**STORED DATA:**
=======

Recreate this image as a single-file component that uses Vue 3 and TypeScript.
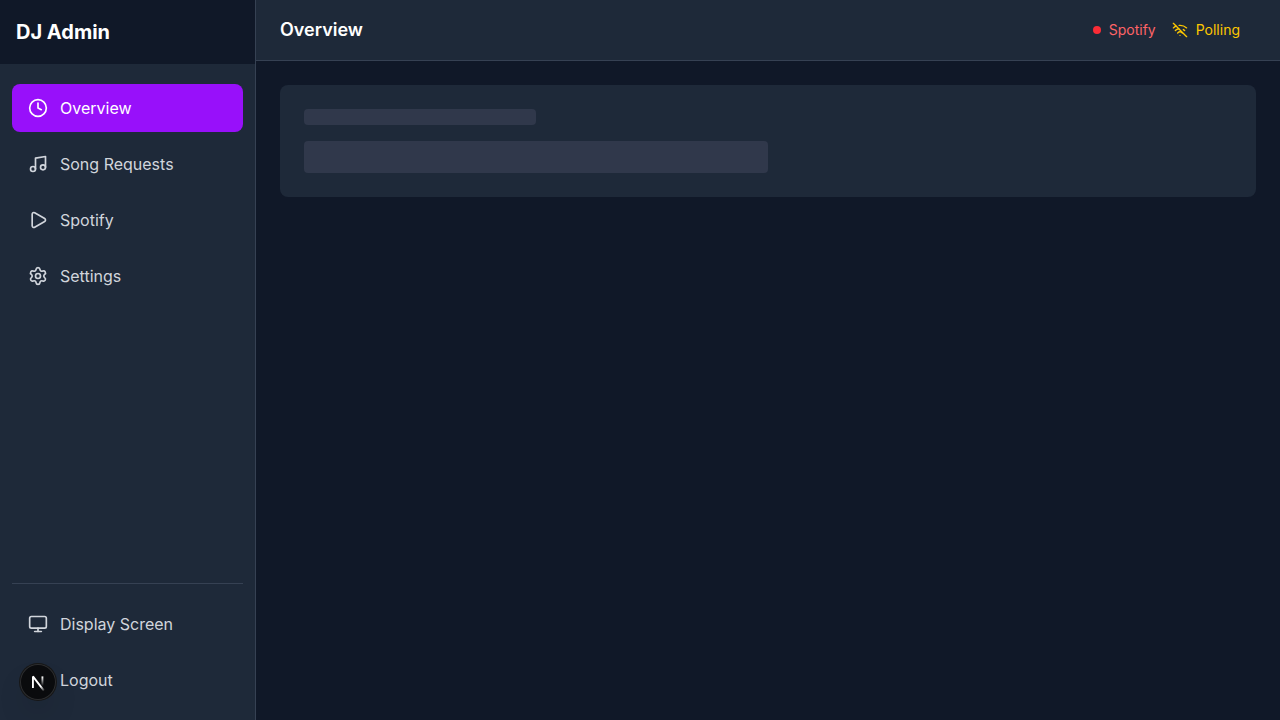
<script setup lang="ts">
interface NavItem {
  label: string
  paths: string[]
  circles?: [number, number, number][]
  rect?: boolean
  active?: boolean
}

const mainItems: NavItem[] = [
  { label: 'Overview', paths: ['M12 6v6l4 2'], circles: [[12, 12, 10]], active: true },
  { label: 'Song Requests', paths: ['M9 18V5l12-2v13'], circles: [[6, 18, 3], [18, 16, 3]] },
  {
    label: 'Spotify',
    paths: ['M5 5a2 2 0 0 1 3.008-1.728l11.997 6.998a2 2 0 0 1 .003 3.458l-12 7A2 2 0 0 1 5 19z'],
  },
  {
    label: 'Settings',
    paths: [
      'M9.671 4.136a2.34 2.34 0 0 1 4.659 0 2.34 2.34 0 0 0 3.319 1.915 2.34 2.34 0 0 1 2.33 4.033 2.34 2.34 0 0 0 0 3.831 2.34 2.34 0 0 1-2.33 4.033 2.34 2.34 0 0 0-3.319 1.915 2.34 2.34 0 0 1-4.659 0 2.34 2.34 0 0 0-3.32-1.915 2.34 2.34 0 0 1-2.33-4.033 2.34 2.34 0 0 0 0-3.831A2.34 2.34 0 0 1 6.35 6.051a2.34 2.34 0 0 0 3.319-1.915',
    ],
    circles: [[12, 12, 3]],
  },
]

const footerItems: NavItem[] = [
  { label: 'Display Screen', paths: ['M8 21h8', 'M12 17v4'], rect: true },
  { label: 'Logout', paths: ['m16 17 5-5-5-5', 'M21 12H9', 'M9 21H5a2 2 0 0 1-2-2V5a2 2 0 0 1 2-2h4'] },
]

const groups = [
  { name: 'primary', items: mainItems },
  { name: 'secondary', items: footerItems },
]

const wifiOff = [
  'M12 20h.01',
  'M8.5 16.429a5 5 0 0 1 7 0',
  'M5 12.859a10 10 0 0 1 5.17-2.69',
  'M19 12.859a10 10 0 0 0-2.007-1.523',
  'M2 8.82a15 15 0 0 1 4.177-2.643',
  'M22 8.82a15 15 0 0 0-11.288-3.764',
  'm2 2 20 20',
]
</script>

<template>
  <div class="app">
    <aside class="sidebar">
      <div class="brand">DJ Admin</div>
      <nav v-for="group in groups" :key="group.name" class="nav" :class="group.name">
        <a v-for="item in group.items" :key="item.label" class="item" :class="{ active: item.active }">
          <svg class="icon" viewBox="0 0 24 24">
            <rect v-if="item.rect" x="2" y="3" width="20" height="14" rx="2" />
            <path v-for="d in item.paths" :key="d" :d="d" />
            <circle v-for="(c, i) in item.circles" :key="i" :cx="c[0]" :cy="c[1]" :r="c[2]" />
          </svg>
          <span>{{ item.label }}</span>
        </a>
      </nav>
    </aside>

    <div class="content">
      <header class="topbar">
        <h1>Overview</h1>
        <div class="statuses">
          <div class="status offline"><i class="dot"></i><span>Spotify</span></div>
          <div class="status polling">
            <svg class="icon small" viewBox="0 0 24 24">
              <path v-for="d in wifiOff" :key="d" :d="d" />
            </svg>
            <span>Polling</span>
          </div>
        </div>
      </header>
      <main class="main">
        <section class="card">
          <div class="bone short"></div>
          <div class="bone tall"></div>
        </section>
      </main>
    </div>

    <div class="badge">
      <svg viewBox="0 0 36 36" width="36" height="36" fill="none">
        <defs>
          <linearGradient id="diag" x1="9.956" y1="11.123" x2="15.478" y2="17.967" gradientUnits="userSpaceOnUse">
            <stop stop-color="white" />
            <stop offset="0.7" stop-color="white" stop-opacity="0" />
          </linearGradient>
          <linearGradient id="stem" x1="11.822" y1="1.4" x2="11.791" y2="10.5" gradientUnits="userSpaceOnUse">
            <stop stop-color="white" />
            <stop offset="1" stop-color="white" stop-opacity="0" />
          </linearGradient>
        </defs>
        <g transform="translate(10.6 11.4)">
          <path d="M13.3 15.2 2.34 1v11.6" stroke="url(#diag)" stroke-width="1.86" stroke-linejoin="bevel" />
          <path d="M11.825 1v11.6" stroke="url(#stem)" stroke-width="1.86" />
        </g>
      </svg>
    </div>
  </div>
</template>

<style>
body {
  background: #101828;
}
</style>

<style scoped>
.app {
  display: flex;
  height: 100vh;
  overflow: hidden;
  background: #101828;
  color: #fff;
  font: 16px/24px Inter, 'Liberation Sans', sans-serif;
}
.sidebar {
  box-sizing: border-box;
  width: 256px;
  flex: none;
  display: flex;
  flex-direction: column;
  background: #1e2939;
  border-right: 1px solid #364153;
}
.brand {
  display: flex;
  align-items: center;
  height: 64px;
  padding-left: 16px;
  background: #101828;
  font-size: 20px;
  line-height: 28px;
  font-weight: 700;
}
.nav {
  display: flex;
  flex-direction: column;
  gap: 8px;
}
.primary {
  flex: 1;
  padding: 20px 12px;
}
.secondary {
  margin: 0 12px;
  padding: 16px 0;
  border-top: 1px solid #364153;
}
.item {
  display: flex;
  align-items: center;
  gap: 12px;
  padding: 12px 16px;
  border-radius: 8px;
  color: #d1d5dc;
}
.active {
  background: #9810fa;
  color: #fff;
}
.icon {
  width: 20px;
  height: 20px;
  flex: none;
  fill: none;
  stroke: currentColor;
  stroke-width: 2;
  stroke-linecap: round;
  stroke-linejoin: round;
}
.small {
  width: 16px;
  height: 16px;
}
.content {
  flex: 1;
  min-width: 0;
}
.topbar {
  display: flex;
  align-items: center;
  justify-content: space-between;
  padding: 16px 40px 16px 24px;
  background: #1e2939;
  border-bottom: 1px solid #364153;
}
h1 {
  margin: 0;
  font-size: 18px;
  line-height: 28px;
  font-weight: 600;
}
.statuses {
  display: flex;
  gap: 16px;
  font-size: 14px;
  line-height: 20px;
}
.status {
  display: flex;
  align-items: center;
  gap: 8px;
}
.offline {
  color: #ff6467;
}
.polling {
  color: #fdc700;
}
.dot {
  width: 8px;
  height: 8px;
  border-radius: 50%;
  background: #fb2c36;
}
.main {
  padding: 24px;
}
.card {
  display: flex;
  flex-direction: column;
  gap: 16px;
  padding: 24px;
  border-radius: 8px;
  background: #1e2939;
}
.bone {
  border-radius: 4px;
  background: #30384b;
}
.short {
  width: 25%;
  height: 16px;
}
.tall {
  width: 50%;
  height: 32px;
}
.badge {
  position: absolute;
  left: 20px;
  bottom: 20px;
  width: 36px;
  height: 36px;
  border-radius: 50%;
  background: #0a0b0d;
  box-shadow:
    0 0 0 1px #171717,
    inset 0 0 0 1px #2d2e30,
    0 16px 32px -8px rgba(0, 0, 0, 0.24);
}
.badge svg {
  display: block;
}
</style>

=======

**WHAT IS EXPECTED:**
Repeat the data above exactly, but not the pictures.

**WRITTEN RESPONSE:**
Recreate this image as a single-file component that uses Vue 3 and TypeScript.
<script setup lang="ts">
interface NavItem {
  label: string
  paths: string[]
  circles?: [number, number, number][]
  rect?: boolean
  active?: boolean
}

const mainItems: NavItem[] = [
  { label: 'Overview', paths: ['M12 6v6l4 2'], circles: [[12, 12, 10]], active: true },
  { label: 'Song Requests', paths: ['M9 18V5l12-2v13'], circles: [[6, 18, 3], [18, 16, 3]] },
  {
    label: 'Spotify',
    paths: ['M5 5a2 2 0 0 1 3.008-1.728l11.997 6.998a2 2 0 0 1 .003 3.458l-12 7A2 2 0 0 1 5 19z'],
  },
  {
    label: 'Settings',
    paths: [
      'M9.671 4.136a2.34 2.34 0 0 1 4.659 0 2.34 2.34 0 0 0 3.319 1.915 2.34 2.34 0 0 1 2.33 4.033 2.34 2.34 0 0 0 0 3.831 2.34 2.34 0 0 1-2.33 4.033 2.34 2.34 0 0 0-3.319 1.915 2.34 2.34 0 0 1-4.659 0 2.34 2.34 0 0 0-3.32-1.915 2.34 2.34 0 0 1-2.33-4.033 2.34 2.34 0 0 0 0-3.831A2.34 2.34 0 0 1 6.35 6.051a2.34 2.34 0 0 0 3.319-1.915',
    ],
    circles: [[12, 12, 3]],
  },
]

const footerItems: NavItem[] = [
  { label: 'Display Screen', paths: ['M8 21h8', 'M12 17v4'], rect: true },
  { label: 'Logout', paths: ['m16 17 5-5-5-5', 'M21 12H9', 'M9 21H5a2 2 0 0 1-2-2V5a2 2 0 0 1 2-2h4'] },
]

const groups = [
  { name: 'primary', items: mainItems },
  { name: 'secondary', items: footerItems },
]

const wifiOff = [
  'M12 20h.01',
  'M8.5 16.429a5 5 0 0 1 7 0',
  'M5 12.859a10 10 0 0 1 5.17-2.69',
  'M19 12.859a10 10 0 0 0-2.007-1.523',
  'M2 8.82a15 15 0 0 1 4.177-2.643',
  'M22 8.82a15 15 0 0 0-11.288-3.764',
  'm2 2 20 20',
]
</script>

<template>
  <div class="app">
    <aside class="sidebar">
      <div class="brand">DJ Admin</div>
      <nav v-for="group in groups" :key="group.name" class="nav" :class="group.name">
        <a v-for="item in group.items" :key="item.label" class="item" :class="{ active: item.active }">
          <svg class="icon" viewBox="0 0 24 24">
            <rect v-if="item.rect" x="2" y="3" width="20" height="14" rx="2" />
            <path v-for="d in item.paths" :key="d" :d="d" />
            <circle v-for="(c, i) in item.circles" :key="i" :cx="c[0]" :cy="c[1]" :r="c[2]" />
          </svg>
          <span>{{ item.label }}</span>
        </a>
      </nav>
    </aside>

    <div class="content">
      <header class="topbar">
        <h1>Overview</h1>
        <div class="statuses">
          <div class="status offline"><i class="dot"></i><span>Spotify</span></div>
          <div class="status polling">
            <svg class="icon small" viewBox="0 0 24 24">
              <path v-for="d in wifiOff" :key="d" :d="d" />
            </svg>
            <span>Polling</span>
          </div>
        </div>
      </header>
      <main class="main">
        <section class="card">
          <div class="bone short"></div>
          <div class="bone tall"></div>
        </section>
      </main>
    </div>

    <div class="badge">
      <svg viewBox="0 0 36 36" width="36" height="36" fill="none">
        <defs>
          <linearGradient id="diag" x1="9.956" y1="11.123" x2="15.478" y2="17.967" gradientUnits="userSpaceOnUse">
            <stop stop-color="white" />
            <stop offset="0.7" stop-color="white" stop-opacity="0" />
          </linearGradient>
          <linearGradient id="stem" x1="11.822" y1="1.4" x2="11.791" y2="10.5" gradientUnits="userSpaceOnUse">
            <stop stop-color="white" />
            <stop offset="1" stop-color="white" stop-opacity="0" />
          </linearGradient>
        </defs>
        <g transform="translate(10.6 11.4)">
          <path d="M13.3 15.2 2.34 1v11.6" stroke="url(#diag)" stroke-width="1.86" stroke-linejoin="bevel" />
          <path d="M11.825 1v11.6" stroke="url(#stem)" stroke-width="1.86" />
        </g>
      </svg>
    </div>
  </div>
</template>

<style>
body {
  background: #101828;
}
</style>

<style scoped>
.app {
  display: flex;
  height: 100vh;
  overflow: hidden;
  background: #101828;
  color: #fff;
  font: 16px/24px Inter, 'Liberation Sans', sans-serif;
}
.sidebar {
  box-sizing: border-box;
  width: 256px;
  flex: none;
  display: flex;
  flex-direction: column;
  background: #1e2939;
  border-right: 1px solid #364153;
}
.brand {
  display: flex;
  align-items: center;
  height: 64px;
  padding-left: 16px;
  background: #101828;
  font-size: 20px;
  line-height: 28px;
  font-weight: 700;
}
.nav {
  display: flex;
  flex-direction: column;
  gap: 8px;
}
.primary {
  flex: 1;
  padding: 20px 12px;
}
.secondary {
  margin: 0 12px;
  padding: 16px 0;
  border-top: 1px solid #364153;
}
.item {
  display: flex;
  align-items: center;
  gap: 12px;
  padding: 12px 16px;
  border-radius: 8px;
  color: #d1d5dc;
}
.active {
  background: #9810fa;
  color: #fff;
}
.icon {
  width: 20px;
  height: 20px;
  flex: none;
  fill: none;
  stroke: currentColor;
  stroke-width: 2;
  stroke-linecap: round;
  stroke-linejoin: round;
}
.small {
  width: 16px;
  height: 16px;
}
.content {
  flex: 1;
  min-width: 0;
}
.topbar {
  display: flex;
  align-items: center;
  justify-content: space-between;
  padding: 16px 40px 16px 24px;
  background: #1e2939;
  border-bottom: 1px solid #364153;
}
h1 {
  margin: 0;
  font-size: 18px;
  line-height: 28px;
  font-weight: 600;
}
.statuses {
  display: flex;
  gap: 16px;
  font-size: 14px;
  line-height: 20px;
}
.status {
  display: flex;
  align-items: center;
  gap: 8px;
}
.offline {
  color: #ff6467;
}
.polling {
  color: #fdc700;
}
.dot {
  width: 8px;
  height: 8px;
  border-radius: 50%;
  background: #fb2c36;
}
.main {
  padding: 24px;
}
.card {
  display: flex;
  flex-direction: column;
  gap: 16px;
  padding: 24px;
  border-radius: 8px;
  background: #1e2939;
}
.bone {
  border-radius: 4px;
  background: #30384b;
}
.short {
  width: 25%;
  height: 16px;
}
.tall {
  width: 50%;
  height: 32px;
}
.badge {
  position: absolute;
  left: 20px;
  bottom: 20px;
  width: 36px;
  height: 36px;
  border-radius: 50%;
  background: #0a0b0d;
  box-shadow:
    0 0 0 1px #171717,
    inset 0 0 0 1px #2d2e30,
    0 16px 32px -8px rgba(0, 0, 0, 0.24);
}
.badge svg {
  display: block;
}
</style>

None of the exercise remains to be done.